**DIRECTION**
All lines below must be repeated exactly, with the pictures omitted.

**DATA SECTION**
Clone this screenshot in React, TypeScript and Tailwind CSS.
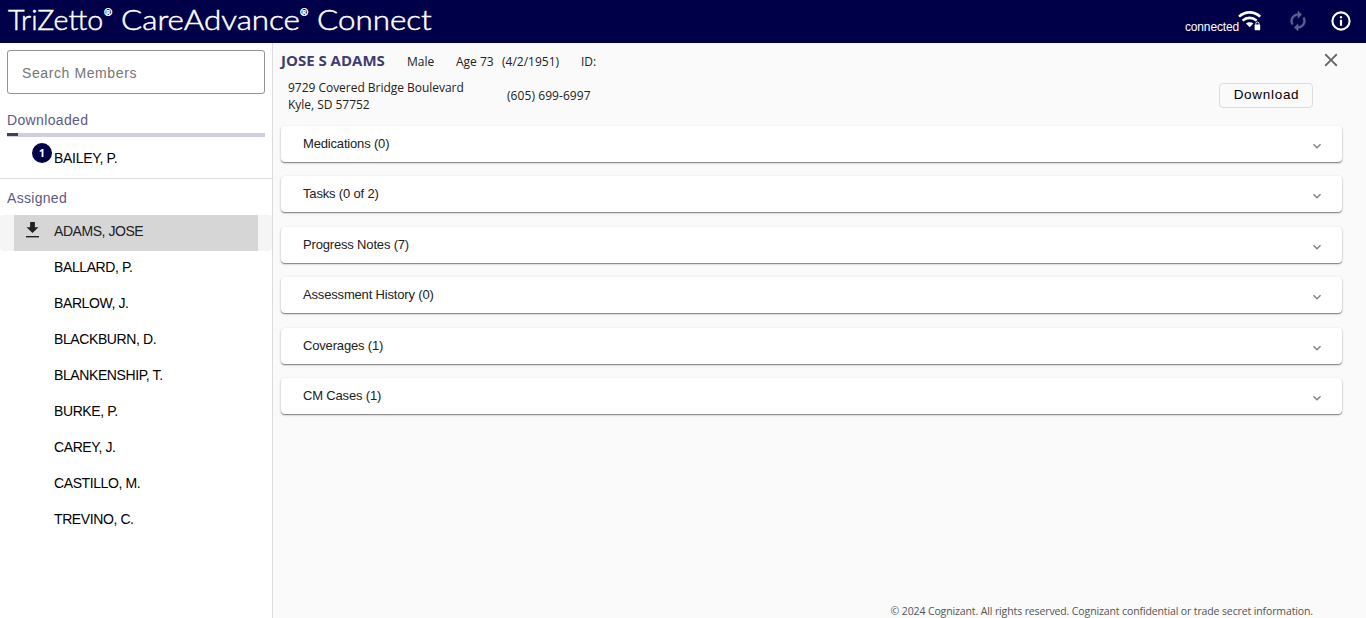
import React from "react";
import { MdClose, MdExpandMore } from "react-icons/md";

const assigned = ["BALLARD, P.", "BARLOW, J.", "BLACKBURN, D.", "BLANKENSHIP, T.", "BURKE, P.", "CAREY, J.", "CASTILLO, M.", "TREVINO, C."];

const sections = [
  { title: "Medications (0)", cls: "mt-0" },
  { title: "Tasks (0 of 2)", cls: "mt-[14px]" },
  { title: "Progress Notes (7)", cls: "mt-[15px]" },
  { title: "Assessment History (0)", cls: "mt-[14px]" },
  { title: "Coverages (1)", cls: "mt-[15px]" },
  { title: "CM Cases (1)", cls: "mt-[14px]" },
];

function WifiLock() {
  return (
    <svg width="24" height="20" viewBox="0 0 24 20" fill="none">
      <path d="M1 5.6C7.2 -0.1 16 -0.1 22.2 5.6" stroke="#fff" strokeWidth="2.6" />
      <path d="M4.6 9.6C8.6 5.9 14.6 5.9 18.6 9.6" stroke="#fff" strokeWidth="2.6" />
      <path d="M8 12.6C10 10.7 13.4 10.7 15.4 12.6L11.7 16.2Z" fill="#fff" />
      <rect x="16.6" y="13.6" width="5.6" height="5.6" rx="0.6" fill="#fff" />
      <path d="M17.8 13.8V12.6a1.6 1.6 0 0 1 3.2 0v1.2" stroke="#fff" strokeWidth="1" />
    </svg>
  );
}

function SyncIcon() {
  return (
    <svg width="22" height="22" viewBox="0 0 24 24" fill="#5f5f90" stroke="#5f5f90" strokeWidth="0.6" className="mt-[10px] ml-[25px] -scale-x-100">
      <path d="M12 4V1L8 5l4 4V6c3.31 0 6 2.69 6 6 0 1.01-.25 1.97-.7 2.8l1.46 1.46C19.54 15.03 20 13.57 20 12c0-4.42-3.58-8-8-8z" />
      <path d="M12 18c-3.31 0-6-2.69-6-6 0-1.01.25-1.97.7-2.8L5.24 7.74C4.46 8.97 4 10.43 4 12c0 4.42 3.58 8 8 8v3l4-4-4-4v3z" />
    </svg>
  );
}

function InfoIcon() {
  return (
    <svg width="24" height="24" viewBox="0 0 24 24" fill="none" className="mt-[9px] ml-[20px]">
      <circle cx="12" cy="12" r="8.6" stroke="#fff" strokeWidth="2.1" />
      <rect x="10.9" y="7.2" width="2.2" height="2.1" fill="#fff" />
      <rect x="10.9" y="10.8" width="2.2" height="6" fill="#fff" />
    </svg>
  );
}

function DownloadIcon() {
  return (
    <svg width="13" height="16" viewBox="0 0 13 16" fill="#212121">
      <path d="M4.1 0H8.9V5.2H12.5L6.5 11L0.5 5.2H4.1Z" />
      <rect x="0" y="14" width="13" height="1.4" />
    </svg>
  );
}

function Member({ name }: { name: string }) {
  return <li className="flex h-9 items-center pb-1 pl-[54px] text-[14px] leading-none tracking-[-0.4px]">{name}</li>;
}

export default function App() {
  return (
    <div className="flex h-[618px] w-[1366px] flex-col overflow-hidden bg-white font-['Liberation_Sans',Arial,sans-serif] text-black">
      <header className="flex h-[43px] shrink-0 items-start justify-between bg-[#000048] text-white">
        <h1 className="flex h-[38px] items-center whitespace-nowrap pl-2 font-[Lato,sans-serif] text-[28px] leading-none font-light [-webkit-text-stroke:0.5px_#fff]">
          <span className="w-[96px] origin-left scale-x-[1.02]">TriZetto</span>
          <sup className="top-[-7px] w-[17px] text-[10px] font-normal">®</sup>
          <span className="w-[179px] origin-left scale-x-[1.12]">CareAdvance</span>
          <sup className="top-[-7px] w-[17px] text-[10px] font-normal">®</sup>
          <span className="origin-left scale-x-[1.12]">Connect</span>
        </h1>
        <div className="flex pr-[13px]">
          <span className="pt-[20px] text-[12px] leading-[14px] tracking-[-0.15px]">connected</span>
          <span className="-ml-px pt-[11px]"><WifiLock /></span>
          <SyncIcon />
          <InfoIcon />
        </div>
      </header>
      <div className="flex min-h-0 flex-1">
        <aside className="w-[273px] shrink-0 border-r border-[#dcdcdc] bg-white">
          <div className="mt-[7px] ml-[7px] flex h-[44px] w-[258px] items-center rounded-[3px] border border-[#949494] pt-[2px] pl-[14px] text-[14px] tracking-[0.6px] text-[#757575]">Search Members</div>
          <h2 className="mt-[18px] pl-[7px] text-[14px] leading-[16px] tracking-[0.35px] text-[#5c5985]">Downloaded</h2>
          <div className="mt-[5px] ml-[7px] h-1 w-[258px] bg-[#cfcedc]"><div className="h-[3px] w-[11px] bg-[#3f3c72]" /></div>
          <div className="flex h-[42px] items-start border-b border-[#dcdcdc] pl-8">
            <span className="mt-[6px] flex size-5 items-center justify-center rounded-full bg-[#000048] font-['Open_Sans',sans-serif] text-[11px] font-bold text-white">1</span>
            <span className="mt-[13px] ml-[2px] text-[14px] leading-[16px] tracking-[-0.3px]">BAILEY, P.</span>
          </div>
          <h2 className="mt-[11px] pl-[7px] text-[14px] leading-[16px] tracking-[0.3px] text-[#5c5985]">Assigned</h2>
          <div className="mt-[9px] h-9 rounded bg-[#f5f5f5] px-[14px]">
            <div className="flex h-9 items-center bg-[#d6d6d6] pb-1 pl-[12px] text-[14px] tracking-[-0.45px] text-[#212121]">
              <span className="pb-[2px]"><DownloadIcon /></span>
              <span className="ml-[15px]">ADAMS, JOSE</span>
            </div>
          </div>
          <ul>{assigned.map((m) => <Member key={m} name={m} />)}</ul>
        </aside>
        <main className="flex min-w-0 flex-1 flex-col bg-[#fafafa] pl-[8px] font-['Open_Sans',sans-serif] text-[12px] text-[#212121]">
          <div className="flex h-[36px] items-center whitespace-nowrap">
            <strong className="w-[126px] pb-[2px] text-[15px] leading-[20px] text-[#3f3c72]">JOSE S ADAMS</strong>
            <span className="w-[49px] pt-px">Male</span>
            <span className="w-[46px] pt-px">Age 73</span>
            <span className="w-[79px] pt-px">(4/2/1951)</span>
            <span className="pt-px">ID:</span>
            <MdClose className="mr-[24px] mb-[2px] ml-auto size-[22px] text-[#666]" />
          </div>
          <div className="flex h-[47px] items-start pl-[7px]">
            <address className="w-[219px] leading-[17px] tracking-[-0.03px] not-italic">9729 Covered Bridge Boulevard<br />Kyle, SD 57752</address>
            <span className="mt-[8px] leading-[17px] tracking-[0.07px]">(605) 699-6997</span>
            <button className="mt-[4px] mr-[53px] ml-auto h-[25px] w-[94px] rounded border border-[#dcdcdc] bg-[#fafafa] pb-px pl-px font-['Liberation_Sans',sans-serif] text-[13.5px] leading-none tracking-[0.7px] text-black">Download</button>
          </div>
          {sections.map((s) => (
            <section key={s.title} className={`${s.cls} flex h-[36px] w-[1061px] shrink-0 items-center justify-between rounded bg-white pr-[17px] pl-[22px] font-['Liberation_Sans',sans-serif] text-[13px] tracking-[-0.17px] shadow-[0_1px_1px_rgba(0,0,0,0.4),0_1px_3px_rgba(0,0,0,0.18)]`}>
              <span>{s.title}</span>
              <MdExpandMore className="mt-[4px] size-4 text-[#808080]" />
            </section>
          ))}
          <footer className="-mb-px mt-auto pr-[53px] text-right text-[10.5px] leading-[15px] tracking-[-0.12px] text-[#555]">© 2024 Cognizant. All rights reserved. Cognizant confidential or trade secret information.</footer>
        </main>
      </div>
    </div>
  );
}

**EXERCISE SOLUTION**
Clone this screenshot in React, TypeScript and Tailwind CSS.
import React from "react";
import { MdClose, MdExpandMore } from "react-icons/md";

const assigned = ["BALLARD, P.", "BARLOW, J.", "BLACKBURN, D.", "BLANKENSHIP, T.", "BURKE, P.", "CAREY, J.", "CASTILLO, M.", "TREVINO, C."];

const sections = [
  { title: "Medications (0)", cls: "mt-0" },
  { title: "Tasks (0 of 2)", cls: "mt-[14px]" },
  { title: "Progress Notes (7)", cls: "mt-[15px]" },
  { title: "Assessment History (0)", cls: "mt-[14px]" },
  { title: "Coverages (1)", cls: "mt-[15px]" },
  { title: "CM Cases (1)", cls: "mt-[14px]" },
];

function WifiLock() {
  return (
    <svg width="24" height="20" viewBox="0 0 24 20" fill="none">
      <path d="M1 5.6C7.2 -0.1 16 -0.1 22.2 5.6" stroke="#fff" strokeWidth="2.6" />
      <path d="M4.6 9.6C8.6 5.9 14.6 5.9 18.6 9.6" stroke="#fff" strokeWidth="2.6" />
      <path d="M8 12.6C10 10.7 13.4 10.7 15.4 12.6L11.7 16.2Z" fill="#fff" />
      <rect x="16.6" y="13.6" width="5.6" height="5.6" rx="0.6" fill="#fff" />
      <path d="M17.8 13.8V12.6a1.6 1.6 0 0 1 3.2 0v1.2" stroke="#fff" strokeWidth="1" />
    </svg>
  );
}

function SyncIcon() {
  return (
    <svg width="22" height="22" viewBox="0 0 24 24" fill="#5f5f90" stroke="#5f5f90" strokeWidth="0.6" className="mt-[10px] ml-[25px] -scale-x-100">
      <path d="M12 4V1L8 5l4 4V6c3.31 0 6 2.69 6 6 0 1.01-.25 1.97-.7 2.8l1.46 1.46C19.54 15.03 20 13.57 20 12c0-4.42-3.58-8-8-8z" />
      <path d="M12 18c-3.31 0-6-2.69-6-6 0-1.01.25-1.97.7-2.8L5.24 7.74C4.46 8.97 4 10.43 4 12c0 4.42 3.58 8 8 8v3l4-4-4-4v3z" />
    </svg>
  );
}

function InfoIcon() {
  return (
    <svg width="24" height="24" viewBox="0 0 24 24" fill="none" className="mt-[9px] ml-[20px]">
      <circle cx="12" cy="12" r="8.6" stroke="#fff" strokeWidth="2.1" />
      <rect x="10.9" y="7.2" width="2.2" height="2.1" fill="#fff" />
      <rect x="10.9" y="10.8" width="2.2" height="6" fill="#fff" />
    </svg>
  );
}

function DownloadIcon() {
  return (
    <svg width="13" height="16" viewBox="0 0 13 16" fill="#212121">
      <path d="M4.1 0H8.9V5.2H12.5L6.5 11L0.5 5.2H4.1Z" />
      <rect x="0" y="14" width="13" height="1.4" />
    </svg>
  );
}

function Member({ name }: { name: string }) {
  return <li className="flex h-9 items-center pb-1 pl-[54px] text-[14px] leading-none tracking-[-0.4px]">{name}</li>;
}

export default function App() {
  return (
    <div className="flex h-[618px] w-[1366px] flex-col overflow-hidden bg-white font-['Liberation_Sans',Arial,sans-serif] text-black">
      <header className="flex h-[43px] shrink-0 items-start justify-between bg-[#000048] text-white">
        <h1 className="flex h-[38px] items-center whitespace-nowrap pl-2 font-[Lato,sans-serif] text-[28px] leading-none font-light [-webkit-text-stroke:0.5px_#fff]">
          <span className="w-[96px] origin-left scale-x-[1.02]">TriZetto</span>
          <sup className="top-[-7px] w-[17px] text-[10px] font-normal">®</sup>
          <span className="w-[179px] origin-left scale-x-[1.12]">CareAdvance</span>
          <sup className="top-[-7px] w-[17px] text-[10px] font-normal">®</sup>
          <span className="origin-left scale-x-[1.12]">Connect</span>
        </h1>
        <div className="flex pr-[13px]">
          <span className="pt-[20px] text-[12px] leading-[14px] tracking-[-0.15px]">connected</span>
          <span className="-ml-px pt-[11px]"><WifiLock /></span>
          <SyncIcon />
          <InfoIcon />
        </div>
      </header>
      <div className="flex min-h-0 flex-1">
        <aside className="w-[273px] shrink-0 border-r border-[#dcdcdc] bg-white">
          <div className="mt-[7px] ml-[7px] flex h-[44px] w-[258px] items-center rounded-[3px] border border-[#949494] pt-[2px] pl-[14px] text-[14px] tracking-[0.6px] text-[#757575]">Search Members</div>
          <h2 className="mt-[18px] pl-[7px] text-[14px] leading-[16px] tracking-[0.35px] text-[#5c5985]">Downloaded</h2>
          <div className="mt-[5px] ml-[7px] h-1 w-[258px] bg-[#cfcedc]"><div className="h-[3px] w-[11px] bg-[#3f3c72]" /></div>
          <div className="flex h-[42px] items-start border-b border-[#dcdcdc] pl-8">
            <span className="mt-[6px] flex size-5 items-center justify-center rounded-full bg-[#000048] font-['Open_Sans',sans-serif] text-[11px] font-bold text-white">1</span>
            <span className="mt-[13px] ml-[2px] text-[14px] leading-[16px] tracking-[-0.3px]">BAILEY, P.</span>
          </div>
          <h2 className="mt-[11px] pl-[7px] text-[14px] leading-[16px] tracking-[0.3px] text-[#5c5985]">Assigned</h2>
          <div className="mt-[9px] h-9 rounded bg-[#f5f5f5] px-[14px]">
            <div className="flex h-9 items-center bg-[#d6d6d6] pb-1 pl-[12px] text-[14px] tracking-[-0.45px] text-[#212121]">
              <span className="pb-[2px]"><DownloadIcon /></span>
              <span className="ml-[15px]">ADAMS, JOSE</span>
            </div>
          </div>
          <ul>{assigned.map((m) => <Member key={m} name={m} />)}</ul>
        </aside>
        <main className="flex min-w-0 flex-1 flex-col bg-[#fafafa] pl-[8px] font-['Open_Sans',sans-serif] text-[12px] text-[#212121]">
          <div className="flex h-[36px] items-center whitespace-nowrap">
            <strong className="w-[126px] pb-[2px] text-[15px] leading-[20px] text-[#3f3c72]">JOSE S ADAMS</strong>
            <span className="w-[49px] pt-px">Male</span>
            <span className="w-[46px] pt-px">Age 73</span>
            <span className="w-[79px] pt-px">(4/2/1951)</span>
            <span className="pt-px">ID:</span>
            <MdClose className="mr-[24px] mb-[2px] ml-auto size-[22px] text-[#666]" />
          </div>
          <div className="flex h-[47px] items-start pl-[7px]">
            <address className="w-[219px] leading-[17px] tracking-[-0.03px] not-italic">9729 Covered Bridge Boulevard<br />Kyle, SD 57752</address>
            <span className="mt-[8px] leading-[17px] tracking-[0.07px]">(605) 699-6997</span>
            <button className="mt-[4px] mr-[53px] ml-auto h-[25px] w-[94px] rounded border border-[#dcdcdc] bg-[#fafafa] pb-px pl-px font-['Liberation_Sans',sans-serif] text-[13.5px] leading-none tracking-[0.7px] text-black">Download</button>
          </div>
          {sections.map((s) => (
            <section key={s.title} className={`${s.cls} flex h-[36px] w-[1061px] shrink-0 items-center justify-between rounded bg-white pr-[17px] pl-[22px] font-['Liberation_Sans',sans-serif] text-[13px] tracking-[-0.17px] shadow-[0_1px_1px_rgba(0,0,0,0.4),0_1px_3px_rgba(0,0,0,0.18)]`}>
              <span>{s.title}</span>
              <MdExpandMore className="mt-[4px] size-4 text-[#808080]" />
            </section>
          ))}
          <footer className="-mb-px mt-auto pr-[53px] text-right text-[10.5px] leading-[15px] tracking-[-0.12px] text-[#555]">© 2024 Cognizant. All rights reserved. Cognizant confidential or trade secret information.</footer>
        </main>
      </div>
    </div>
  );
}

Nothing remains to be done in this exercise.